The trick is to keep calm and really pinch the edges well and follow the cardinal rule of not getting over zealous with your spoonful of filling. Less is more here. But if you're making them with the kiddies, don't stress out over it--these are supposed to be fun and honestly, they're going to taste amazing, perfect triangle-shape or not!

in any case, once you've filled and baked them, you can just leave them as is or get ridiculously indulgent like I did. Note the dipped in chocolate bottoms and drizzled chocolate tops!

Eye-catching and irresistibly delish! I used raspberry preserves because I completely ♥️ the raspberry/chocolate combination but you could use any flavor of jam you prefer or have on hand. We used blackberry, fig and even a little Nutella too!!

Every bite is filled with chewy sugar cookie, sweet/tart jam and just enough chocolate to make you swoon! 

Even if you don't celebrate Purim, these are a not-to-miss treat!! 

And as promised here's the daily kitchen update. Temporary walls up and ceiling knocked out. Oh, and I forgot to mention that I have to walk out the front door and around to the back of the house to get to the laundry, which is fun in the dark. So many new experiences!!!

Raspberry Chocolate Hamantaschen

Depending on how large you make these, you can get anywhere from 24-36 cookies per batch
Prep Time for the dough:  10 minutes to prepare and several hours or up to 4 days to chill; Assembly and Baking:  15-20 minutes to roll out dough, shape and fill cookies--about 11-12 minutes to bake--then these need to cool and get dipped in chocolate and drizzled with chocolate and that needs to harden for at least 30-40 minutes.


For the cookie dough

  • 4 cups unbleached, all-purpose flour
  • 1 teaspoon baking powder
  • 1/2 teaspoon salt
  • 1/2 pound (2 sticks) unsalted butter, room temperature
  • 2 cups sugar
  • 2 large eggs
  • 1 tablespoon vanilla extract

For the Filling

  • Raspberry preserves (or any kind of preserves or jam you like--apple and prune butter work well and so does Nutella)

For the Chocolate coating and drizzle

  • 12 ounces chocolate chips, melted (or the equivalent of chopped chocolate--you don't need to be exact here)

The Recipe

1.  To make the cookie dough:  In a large bowl, combine the flour, baking powder and salt with a whisk and set aside.
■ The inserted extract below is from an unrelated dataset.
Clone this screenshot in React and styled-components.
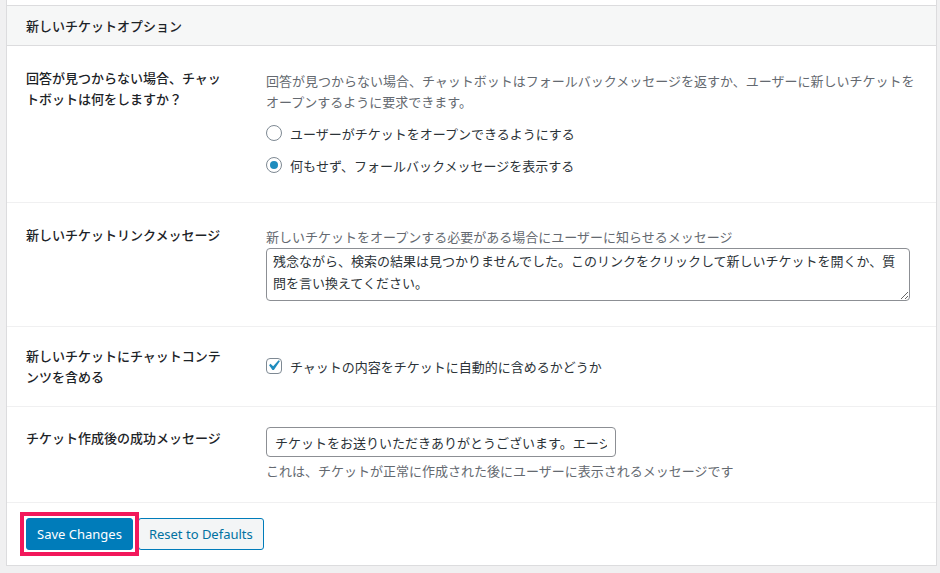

2.  Use an electric mixer to beat the butter and sugar together in a large bowl until light and fluffy, about 3-4 minutes. Beat in the eggs and vanilla, scraping down the sides of the bowl with a rubber spatula as needed. Lower the speed and add in the flour, mixing only until just incorporated. Gather the dough together in the bowl and knead it a few times to make it smooth. Divide the dough into 4 pieces, flatten them into discs, wrap well in plastic wrap and place in the refrigerator for several hours and up to 4 days.
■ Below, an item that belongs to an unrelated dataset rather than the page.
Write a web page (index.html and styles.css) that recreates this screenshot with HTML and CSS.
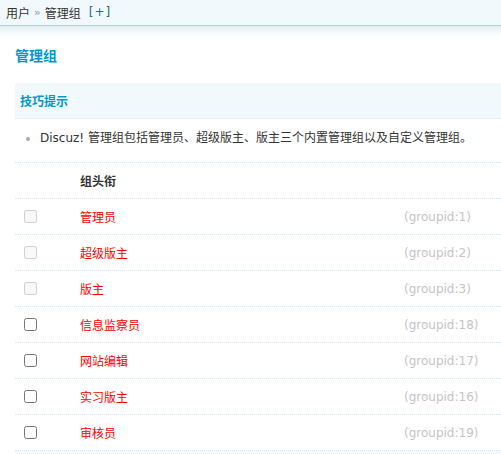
FILE: index.html
```html
<!DOCTYPE html>
<html>
<head>
<meta charset="utf-8">
<link rel="stylesheet" href="styles.css">
</head>
<body>
<div class="topbar">
  <span class="crumb">用户</span><span class="sep">»</span><span class="crumb">管理组</span><a class="add">[+]</a>
</div>
<div class="shadow"></div>
<div class="main">
  <h3 class="title">管理组</h3>
  <div class="tbl">
    <div class="tiphead">技巧提示</div>
    <ul class="tips">
      <li>Discuz! 管理组包括管理员、超级版主、版主三个内置管理组以及自定义管理组。</li>
    </ul>
    <div class="row head"><span></span><span class="name">组头衔</span><span></span></div>
    <div class="row"><span class="cb"><input type="checkbox" disabled></span><span class="name">管理员</span><span class="gid">(groupid:1)</span></div>
    <div class="row"><span class="cb"><input type="checkbox" disabled></span><span class="name">超级版主</span><span class="gid">(groupid:2)</span></div>
    <div class="row"><span class="cb"><input type="checkbox" disabled></span><span class="name">版主</span><span class="gid">(groupid:3)</span></div>
    <div class="row"><span class="cb"><input type="checkbox"></span><span class="name">信息监察员</span><span class="gid">(groupid:18)</span></div>
    <div class="row"><span class="cb"><input type="checkbox"></span><span class="name">网站编辑</span><span class="gid">(groupid:17)</span></div>
    <div class="row"><span class="cb"><input type="checkbox"></span><span class="name">实习版主</span><span class="gid">(groupid:16)</span></div>
    <div class="row"><span class="cb"><input type="checkbox"></span><span class="name">审核员</span><span class="gid">(groupid:19)</span></div>
    <div class="foot"></div>
  </div>
</div>
</body>
</html>
```
FILE: styles.css
```css
html, body {
  margin: 0;
  padding: 0;
  background: #fff;
  font-family: "DejaVu Sans", "Noto Sans CJK SC", sans-serif;
  font-size: 12px;
  color: #333;
  overflow: hidden;
}
.topbar {
  background: #f2f9fd;
  border-bottom: 1px solid #b5cfd9;
  display: flex;
  align-items: center;
  padding-left: 6px;
  line-height: 25px;
  box-sizing: border-box;
  height: 26px;
}
.crumb {
  font-family: "Noto Sans CJK SC", sans-serif;
  color: #333;
}
.sep {
  color: #999;
  margin: 0 4px;
  font-size: 11px;
}
.add {
  color: #2366a8;
  margin-left: 8px;
  letter-spacing: 1px;
}
.shadow {
  height: 10px;
  background: linear-gradient(#e4eef3, #fff);
}
.main {
  padding-left: 15px;
}
.title {
  margin: 9px 0 0 0;
  font-family: "Noto Sans CJK SC", sans-serif;
  font-size: 14px;
  font-weight: bold;
  color: #0099cc;
  line-height: 20px;
  height: 38px;
}
.tbl {
  width: 486px;
}
.tiphead {
  height: 35px;
  line-height: 35px;
  background: #f2f9fd;
  border-bottom: 1px dotted #d0e8f8;
  padding-left: 5px;
  font-family: "Noto Sans CJK SC", sans-serif;
  font-weight: bold;
  color: #0099cc;
}
.tips {
  margin: 0;
  padding: 9px 0 14px 25px;
  border-bottom: 1px dotted #d0e8f8;
  line-height: 20px;
  color: #333;
}
.tips li {
  list-style: disc;
  color: #333;
}
.tips li::marker {
  color: #aaa;
}
.row {
  display: grid;
  grid-template-columns: 65px 324px 1fr;
  height: 35px;
  align-items: center;
  border-bottom: 1px dotted #d0e8f8;
}
.row .name {
  font-family: "Noto Sans CJK SC", sans-serif;
  color: #ff0000;
}
.row.head .name {
  font-weight: bold;
  color: #333;
}
.cb {
  padding-left: 9px;
  display: flex;
  align-items: center;
}
.cb input {
  margin: 0;
  width: 13px;
  height: 13px;
}
.gid {
  color: #c4c4c4;
  font-size: 12px;
}
.foot {
  height: 10px;
  background: #f2f9fd;
}
```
3.  When ready to bake the cookies, preheat the oven to 350º and line cookie sheets with parchment paper. Remove the dough and if it's very hard, set it out on the counter for a while to soften a bit so that you can work with it. If it's too cold, it will just crack. Lightly flour a board and rolling pin and unwrap one disc. Roll out the dough to about 1/8-1/4 inch thickness and use a 3 inch round cookie cutter or the mouth of a wide glass drinking cup (you can go smaller if you want to get more cookies out of the batch) and cut out as many circles as you can. Transfer to the prepared baking sheets. Gather together the remaining scraps and re-roll out the dough, cutting out more circles and transferring them to the baking sheets. Repeat with remaining discs of dough.

4.  Place a small spoonful of the preserves (about a teaspoonful) in the center of each dough circle (too much and you will have a runny mess) and fold the cookies into triangles. The easiest way to do this is to fold one side in, then the other, leaving some of the center filling exposed and then fold the third side in, pinching the edges to make sure things stick together. Make sure the filled cookies are about 1/2-inch apart on the trays--they spread a little but not too much.

5.  Bake the sheets for about 11-12 minutes, reversing top to bottom and front to back at the halfway point so that the cookies bake evenly. Cookies are done when pale golden brown at the edges. Remove and let cool for a few minutes on the trays on baking racks, then transfer to the racks to cool completely.

6.  While cookies are cooling, melt the chocolate and transfer to a small bowl. Line baking sheets with parchment or waxed paper and set aside. When the cookies are completely cool, dunk the bottoms of the cookies in the melted chocolate and transfer to the prepared sheets. Dip a fork into the remaining melted chocolate in the bowl and drizzle the chocolate all over the tops of the cookies, a la Jackson Pollack. Let cookies sit on trays until chocolate has hardened, at least 30 minutes. Store in an airtight container at room temperature for several days


Note:  Recipe for cookie dough adapted from Chewy Gooey Crispy Crunchy by Alice Medrich. The dunking and drizzling in chocolate was my idea (of course).